EXERCISE DIRECTIONS:
Write out every line of the material as it stands, apart from the pictures.

━━ GIVEN INFORMATION ━━

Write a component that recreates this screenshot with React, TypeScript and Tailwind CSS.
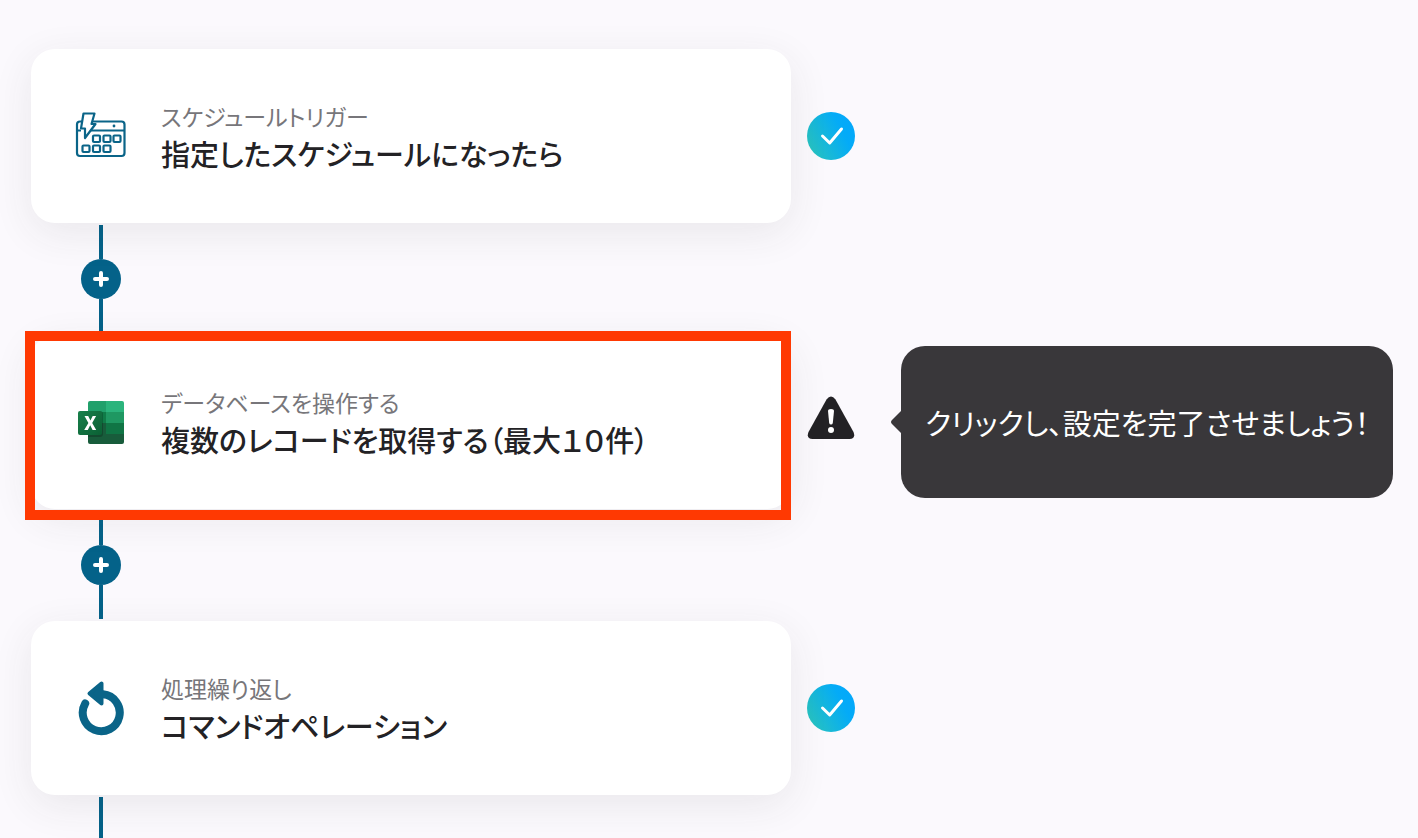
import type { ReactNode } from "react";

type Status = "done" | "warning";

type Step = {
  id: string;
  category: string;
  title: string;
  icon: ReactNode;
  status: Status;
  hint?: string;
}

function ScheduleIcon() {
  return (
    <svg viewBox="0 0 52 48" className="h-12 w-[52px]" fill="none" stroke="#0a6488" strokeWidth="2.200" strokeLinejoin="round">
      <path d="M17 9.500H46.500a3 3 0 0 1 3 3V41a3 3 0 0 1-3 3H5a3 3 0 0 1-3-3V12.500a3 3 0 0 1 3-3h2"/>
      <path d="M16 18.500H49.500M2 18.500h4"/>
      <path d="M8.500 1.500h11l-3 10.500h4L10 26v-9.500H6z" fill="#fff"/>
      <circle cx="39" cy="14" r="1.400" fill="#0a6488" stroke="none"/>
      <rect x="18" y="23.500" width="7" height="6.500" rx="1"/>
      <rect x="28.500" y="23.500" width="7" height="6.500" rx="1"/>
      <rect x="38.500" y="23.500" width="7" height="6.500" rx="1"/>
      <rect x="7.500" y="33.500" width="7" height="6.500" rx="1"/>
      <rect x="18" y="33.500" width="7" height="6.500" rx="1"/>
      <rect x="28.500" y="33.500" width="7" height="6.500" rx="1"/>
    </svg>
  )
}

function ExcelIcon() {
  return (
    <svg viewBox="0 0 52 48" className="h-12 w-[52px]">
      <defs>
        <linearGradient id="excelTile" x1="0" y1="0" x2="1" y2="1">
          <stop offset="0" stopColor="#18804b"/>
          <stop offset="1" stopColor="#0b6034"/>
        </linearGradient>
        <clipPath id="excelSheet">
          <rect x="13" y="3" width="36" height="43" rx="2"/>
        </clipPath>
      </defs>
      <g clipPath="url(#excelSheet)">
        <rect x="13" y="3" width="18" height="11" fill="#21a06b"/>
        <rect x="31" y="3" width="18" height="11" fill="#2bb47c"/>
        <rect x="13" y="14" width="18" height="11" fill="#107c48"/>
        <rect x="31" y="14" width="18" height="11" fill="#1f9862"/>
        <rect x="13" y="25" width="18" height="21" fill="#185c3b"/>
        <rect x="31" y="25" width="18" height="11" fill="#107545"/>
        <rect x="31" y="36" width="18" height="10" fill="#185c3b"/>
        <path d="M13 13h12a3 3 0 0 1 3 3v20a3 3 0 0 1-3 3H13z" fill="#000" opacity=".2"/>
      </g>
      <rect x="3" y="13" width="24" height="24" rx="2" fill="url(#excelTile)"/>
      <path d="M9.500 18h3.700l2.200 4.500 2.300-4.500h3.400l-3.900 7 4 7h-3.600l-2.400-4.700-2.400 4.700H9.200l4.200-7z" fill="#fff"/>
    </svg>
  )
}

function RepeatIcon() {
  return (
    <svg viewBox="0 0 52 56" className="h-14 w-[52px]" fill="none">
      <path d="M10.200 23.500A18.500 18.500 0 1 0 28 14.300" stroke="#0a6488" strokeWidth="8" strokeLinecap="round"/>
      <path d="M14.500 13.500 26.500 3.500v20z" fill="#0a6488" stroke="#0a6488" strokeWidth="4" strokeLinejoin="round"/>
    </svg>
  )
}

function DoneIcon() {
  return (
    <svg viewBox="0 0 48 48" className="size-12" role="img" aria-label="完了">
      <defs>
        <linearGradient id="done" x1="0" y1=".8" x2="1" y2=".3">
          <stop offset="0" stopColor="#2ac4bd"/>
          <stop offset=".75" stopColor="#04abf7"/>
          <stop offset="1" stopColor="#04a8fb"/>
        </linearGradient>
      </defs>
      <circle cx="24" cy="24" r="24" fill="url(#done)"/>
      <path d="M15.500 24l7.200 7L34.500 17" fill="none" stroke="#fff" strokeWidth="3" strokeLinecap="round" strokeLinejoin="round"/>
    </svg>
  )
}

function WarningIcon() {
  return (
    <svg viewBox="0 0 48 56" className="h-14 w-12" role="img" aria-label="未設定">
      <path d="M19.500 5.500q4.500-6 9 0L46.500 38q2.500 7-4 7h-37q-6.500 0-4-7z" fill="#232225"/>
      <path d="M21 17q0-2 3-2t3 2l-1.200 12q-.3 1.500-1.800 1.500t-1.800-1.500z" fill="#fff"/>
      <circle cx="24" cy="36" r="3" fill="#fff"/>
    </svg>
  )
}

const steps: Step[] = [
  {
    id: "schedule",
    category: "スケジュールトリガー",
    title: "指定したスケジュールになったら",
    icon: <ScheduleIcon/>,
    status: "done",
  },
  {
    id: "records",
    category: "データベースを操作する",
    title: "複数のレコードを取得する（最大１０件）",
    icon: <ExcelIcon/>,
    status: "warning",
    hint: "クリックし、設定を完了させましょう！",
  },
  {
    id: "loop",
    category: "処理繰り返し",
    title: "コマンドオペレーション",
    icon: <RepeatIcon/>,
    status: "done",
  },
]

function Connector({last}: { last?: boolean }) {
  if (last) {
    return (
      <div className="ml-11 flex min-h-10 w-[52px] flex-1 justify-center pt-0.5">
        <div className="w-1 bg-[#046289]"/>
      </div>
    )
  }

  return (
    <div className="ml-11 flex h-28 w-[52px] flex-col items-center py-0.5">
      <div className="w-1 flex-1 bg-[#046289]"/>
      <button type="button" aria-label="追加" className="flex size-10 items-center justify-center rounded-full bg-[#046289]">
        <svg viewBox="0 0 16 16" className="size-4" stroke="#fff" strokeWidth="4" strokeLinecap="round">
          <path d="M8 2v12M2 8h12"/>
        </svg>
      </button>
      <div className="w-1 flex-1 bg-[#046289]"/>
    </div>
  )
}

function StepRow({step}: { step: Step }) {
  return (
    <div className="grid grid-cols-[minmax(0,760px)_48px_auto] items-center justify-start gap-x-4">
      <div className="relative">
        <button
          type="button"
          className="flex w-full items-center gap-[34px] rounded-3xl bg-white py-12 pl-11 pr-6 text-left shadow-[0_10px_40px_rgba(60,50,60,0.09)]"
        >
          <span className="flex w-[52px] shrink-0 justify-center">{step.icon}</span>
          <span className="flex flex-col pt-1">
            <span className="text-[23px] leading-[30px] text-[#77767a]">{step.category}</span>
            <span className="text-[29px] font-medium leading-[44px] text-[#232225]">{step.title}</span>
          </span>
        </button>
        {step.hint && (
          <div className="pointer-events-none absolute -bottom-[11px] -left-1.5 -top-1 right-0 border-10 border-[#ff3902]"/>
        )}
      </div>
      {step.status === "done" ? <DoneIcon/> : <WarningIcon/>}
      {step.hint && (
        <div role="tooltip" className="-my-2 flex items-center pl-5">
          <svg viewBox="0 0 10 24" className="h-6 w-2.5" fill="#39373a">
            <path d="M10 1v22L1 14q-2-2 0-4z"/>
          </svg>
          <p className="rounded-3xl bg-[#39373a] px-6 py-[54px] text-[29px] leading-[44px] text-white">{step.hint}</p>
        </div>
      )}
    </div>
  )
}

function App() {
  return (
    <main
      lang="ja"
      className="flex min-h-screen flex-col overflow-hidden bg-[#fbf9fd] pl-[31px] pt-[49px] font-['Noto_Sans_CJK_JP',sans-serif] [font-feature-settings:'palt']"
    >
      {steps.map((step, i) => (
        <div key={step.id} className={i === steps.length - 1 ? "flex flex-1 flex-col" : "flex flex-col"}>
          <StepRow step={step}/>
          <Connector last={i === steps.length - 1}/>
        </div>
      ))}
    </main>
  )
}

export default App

━━━

ANSWER TO THE EXERCISE:
Write a component that recreates this screenshot with React, TypeScript and Tailwind CSS.
import type { ReactNode } from "react";

type Status = "done" | "warning";

type Step = {
  id: string;
  category: string;
  title: string;
  icon: ReactNode;
  status: Status;
  hint?: string;
}

function ScheduleIcon() {
  return (
    <svg viewBox="0 0 52 48" className="h-12 w-[52px]" fill="none" stroke="#0a6488" strokeWidth="2.200" strokeLinejoin="round">
      <path d="M17 9.500H46.500a3 3 0 0 1 3 3V41a3 3 0 0 1-3 3H5a3 3 0 0 1-3-3V12.500a3 3 0 0 1 3-3h2"/>
      <path d="M16 18.500H49.500M2 18.500h4"/>
      <path d="M8.500 1.500h11l-3 10.500h4L10 26v-9.500H6z" fill="#fff"/>
      <circle cx="39" cy="14" r="1.400" fill="#0a6488" stroke="none"/>
      <rect x="18" y="23.500" width="7" height="6.500" rx="1"/>
      <rect x="28.500" y="23.500" width="7" height="6.500" rx="1"/>
      <rect x="38.500" y="23.500" width="7" height="6.500" rx="1"/>
      <rect x="7.500" y="33.500" width="7" height="6.500" rx="1"/>
      <rect x="18" y="33.500" width="7" height="6.500" rx="1"/>
      <rect x="28.500" y="33.500" width="7" height="6.500" rx="1"/>
    </svg>
  )
}

function ExcelIcon() {
  return (
    <svg viewBox="0 0 52 48" className="h-12 w-[52px]">
      <defs>
        <linearGradient id="excelTile" x1="0" y1="0" x2="1" y2="1">
          <stop offset="0" stopColor="#18804b"/>
          <stop offset="1" stopColor="#0b6034"/>
        </linearGradient>
        <clipPath id="excelSheet">
          <rect x="13" y="3" width="36" height="43" rx="2"/>
        </clipPath>
      </defs>
      <g clipPath="url(#excelSheet)">
        <rect x="13" y="3" width="18" height="11" fill="#21a06b"/>
        <rect x="31" y="3" width="18" height="11" fill="#2bb47c"/>
        <rect x="13" y="14" width="18" height="11" fill="#107c48"/>
        <rect x="31" y="14" width="18" height="11" fill="#1f9862"/>
        <rect x="13" y="25" width="18" height="21" fill="#185c3b"/>
        <rect x="31" y="25" width="18" height="11" fill="#107545"/>
        <rect x="31" y="36" width="18" height="10" fill="#185c3b"/>
        <path d="M13 13h12a3 3 0 0 1 3 3v20a3 3 0 0 1-3 3H13z" fill="#000" opacity=".2"/>
      </g>
      <rect x="3" y="13" width="24" height="24" rx="2" fill="url(#excelTile)"/>
      <path d="M9.500 18h3.700l2.200 4.500 2.300-4.500h3.400l-3.900 7 4 7h-3.600l-2.400-4.700-2.400 4.700H9.200l4.200-7z" fill="#fff"/>
    </svg>
  )
}

function RepeatIcon() {
  return (
    <svg viewBox="0 0 52 56" className="h-14 w-[52px]" fill="none">
      <path d="M10.200 23.500A18.500 18.500 0 1 0 28 14.300" stroke="#0a6488" strokeWidth="8" strokeLinecap="round"/>
      <path d="M14.500 13.500 26.500 3.500v20z" fill="#0a6488" stroke="#0a6488" strokeWidth="4" strokeLinejoin="round"/>
    </svg>
  )
}

function DoneIcon() {
  return (
    <svg viewBox="0 0 48 48" className="size-12" role="img" aria-label="完了">
      <defs>
        <linearGradient id="done" x1="0" y1=".8" x2="1" y2=".3">
          <stop offset="0" stopColor="#2ac4bd"/>
          <stop offset=".75" stopColor="#04abf7"/>
          <stop offset="1" stopColor="#04a8fb"/>
        </linearGradient>
      </defs>
      <circle cx="24" cy="24" r="24" fill="url(#done)"/>
      <path d="M15.500 24l7.200 7L34.500 17" fill="none" stroke="#fff" strokeWidth="3" strokeLinecap="round" strokeLinejoin="round"/>
    </svg>
  )
}

function WarningIcon() {
  return (
    <svg viewBox="0 0 48 56" className="h-14 w-12" role="img" aria-label="未設定">
      <path d="M19.500 5.500q4.500-6 9 0L46.500 38q2.500 7-4 7h-37q-6.500 0-4-7z" fill="#232225"/>
      <path d="M21 17q0-2 3-2t3 2l-1.200 12q-.3 1.500-1.800 1.500t-1.800-1.500z" fill="#fff"/>
      <circle cx="24" cy="36" r="3" fill="#fff"/>
    </svg>
  )
}

const steps: Step[] = [
  {
    id: "schedule",
    category: "スケジュールトリガー",
    title: "指定したスケジュールになったら",
    icon: <ScheduleIcon/>,
    status: "done",
  },
  {
    id: "records",
    category: "データベースを操作する",
    title: "複数のレコードを取得する（最大１０件）",
    icon: <ExcelIcon/>,
    status: "warning",
    hint: "クリックし、設定を完了させましょう！",
  },
  {
    id: "loop",
    category: "処理繰り返し",
    title: "コマンドオペレーション",
    icon: <RepeatIcon/>,
    status: "done",
  },
]

function Connector({last}: { last?: boolean }) {
  if (last) {
    return (
      <div className="ml-11 flex min-h-10 w-[52px] flex-1 justify-center pt-0.5">
        <div className="w-1 bg-[#046289]"/>
      </div>
    )
  }

  return (
    <div className="ml-11 flex h-28 w-[52px] flex-col items-center py-0.5">
      <div className="w-1 flex-1 bg-[#046289]"/>
      <button type="button" aria-label="追加" className="flex size-10 items-center justify-center rounded-full bg-[#046289]">
        <svg viewBox="0 0 16 16" className="size-4" stroke="#fff" strokeWidth="4" strokeLinecap="round">
          <path d="M8 2v12M2 8h12"/>
        </svg>
      </button>
      <div className="w-1 flex-1 bg-[#046289]"/>
    </div>
  )
}

function StepRow({step}: { step: Step }) {
  return (
    <div className="grid grid-cols-[minmax(0,760px)_48px_auto] items-center justify-start gap-x-4">
      <div className="relative">
        <button
          type="button"
          className="flex w-full items-center gap-[34px] rounded-3xl bg-white py-12 pl-11 pr-6 text-left shadow-[0_10px_40px_rgba(60,50,60,0.09)]"
        >
          <span className="flex w-[52px] shrink-0 justify-center">{step.icon}</span>
          <span className="flex flex-col pt-1">
            <span className="text-[23px] leading-[30px] text-[#77767a]">{step.category}</span>
            <span className="text-[29px] font-medium leading-[44px] text-[#232225]">{step.title}</span>
          </span>
        </button>
        {step.hint && (
          <div className="pointer-events-none absolute -bottom-[11px] -left-1.5 -top-1 right-0 border-10 border-[#ff3902]"/>
        )}
      </div>
      {step.status === "done" ? <DoneIcon/> : <WarningIcon/>}
      {step.hint && (
        <div role="tooltip" className="-my-2 flex items-center pl-5">
          <svg viewBox="0 0 10 24" className="h-6 w-2.5" fill="#39373a">
            <path d="M10 1v22L1 14q-2-2 0-4z"/>
          </svg>
          <p className="rounded-3xl bg-[#39373a] px-6 py-[54px] text-[29px] leading-[44px] text-white">{step.hint}</p>
        </div>
      )}
    </div>
  )
}

function App() {
  return (
    <main
      lang="ja"
      className="flex min-h-screen flex-col overflow-hidden bg-[#fbf9fd] pl-[31px] pt-[49px] font-['Noto_Sans_CJK_JP',sans-serif] [font-feature-settings:'palt']"
    >
      {steps.map((step, i) => (
        <div key={step.id} className={i === steps.length - 1 ? "flex flex-1 flex-col" : "flex flex-col"}>
          <StepRow step={step}/>
          <Connector last={i === steps.length - 1}/>
        </div>
      ))}
    </main>
  )
}

export default App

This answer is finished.